● Short task
Count every line where "styles" occurs. Give the total alone.

☆ ☆ ☆

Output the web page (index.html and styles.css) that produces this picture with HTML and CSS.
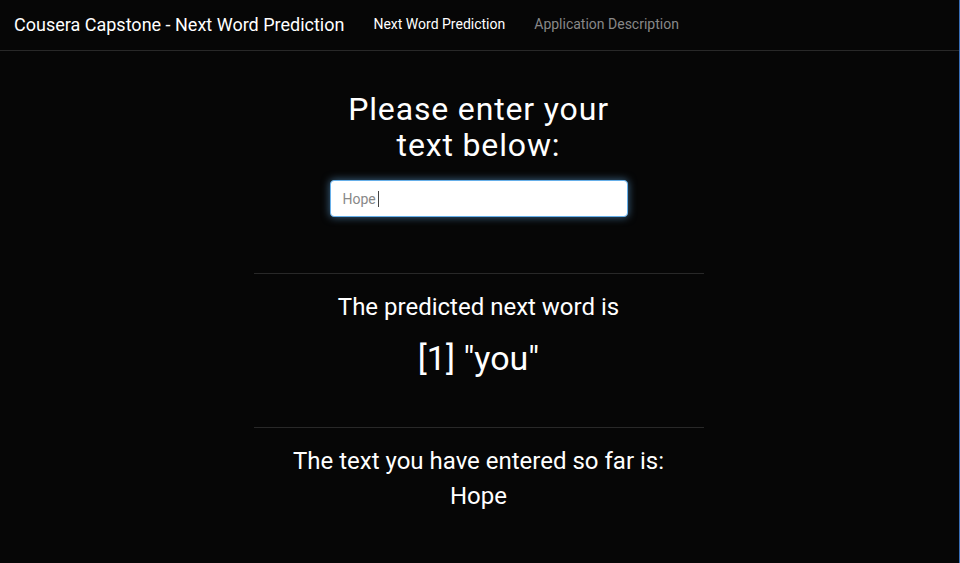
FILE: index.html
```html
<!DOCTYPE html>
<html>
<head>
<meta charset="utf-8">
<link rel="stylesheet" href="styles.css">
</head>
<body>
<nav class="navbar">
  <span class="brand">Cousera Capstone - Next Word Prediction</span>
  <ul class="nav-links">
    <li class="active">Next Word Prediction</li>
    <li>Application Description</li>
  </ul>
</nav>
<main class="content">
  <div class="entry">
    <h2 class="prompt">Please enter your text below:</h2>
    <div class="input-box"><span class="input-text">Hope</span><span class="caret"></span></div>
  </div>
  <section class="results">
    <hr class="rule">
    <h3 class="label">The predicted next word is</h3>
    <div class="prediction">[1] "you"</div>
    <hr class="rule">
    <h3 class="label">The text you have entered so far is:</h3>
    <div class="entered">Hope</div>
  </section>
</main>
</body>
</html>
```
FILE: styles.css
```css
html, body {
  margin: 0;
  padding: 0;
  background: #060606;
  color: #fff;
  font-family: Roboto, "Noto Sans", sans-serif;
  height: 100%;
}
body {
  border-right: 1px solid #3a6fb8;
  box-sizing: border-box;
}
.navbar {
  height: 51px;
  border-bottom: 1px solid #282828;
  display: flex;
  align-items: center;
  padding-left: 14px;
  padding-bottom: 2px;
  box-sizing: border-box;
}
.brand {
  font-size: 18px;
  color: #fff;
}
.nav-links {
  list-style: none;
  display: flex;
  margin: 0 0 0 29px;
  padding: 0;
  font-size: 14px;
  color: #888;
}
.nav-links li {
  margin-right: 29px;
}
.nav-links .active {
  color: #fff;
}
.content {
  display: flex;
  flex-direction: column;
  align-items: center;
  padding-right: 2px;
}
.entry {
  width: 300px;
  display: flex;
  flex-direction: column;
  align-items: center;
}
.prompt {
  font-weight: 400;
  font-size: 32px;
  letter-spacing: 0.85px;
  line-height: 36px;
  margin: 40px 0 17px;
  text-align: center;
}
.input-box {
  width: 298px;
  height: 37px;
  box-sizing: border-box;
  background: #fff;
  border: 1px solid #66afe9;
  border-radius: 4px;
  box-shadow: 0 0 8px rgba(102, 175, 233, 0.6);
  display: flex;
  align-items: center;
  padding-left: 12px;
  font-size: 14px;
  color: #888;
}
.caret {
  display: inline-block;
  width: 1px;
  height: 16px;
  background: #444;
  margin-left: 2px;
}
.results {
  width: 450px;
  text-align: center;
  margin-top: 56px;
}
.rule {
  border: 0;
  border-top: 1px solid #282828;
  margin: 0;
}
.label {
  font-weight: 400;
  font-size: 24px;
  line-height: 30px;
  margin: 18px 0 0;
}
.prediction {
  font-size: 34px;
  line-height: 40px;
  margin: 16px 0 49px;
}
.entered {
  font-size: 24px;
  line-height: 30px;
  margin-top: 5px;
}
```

☆ ☆ ☆

● Exercise response
3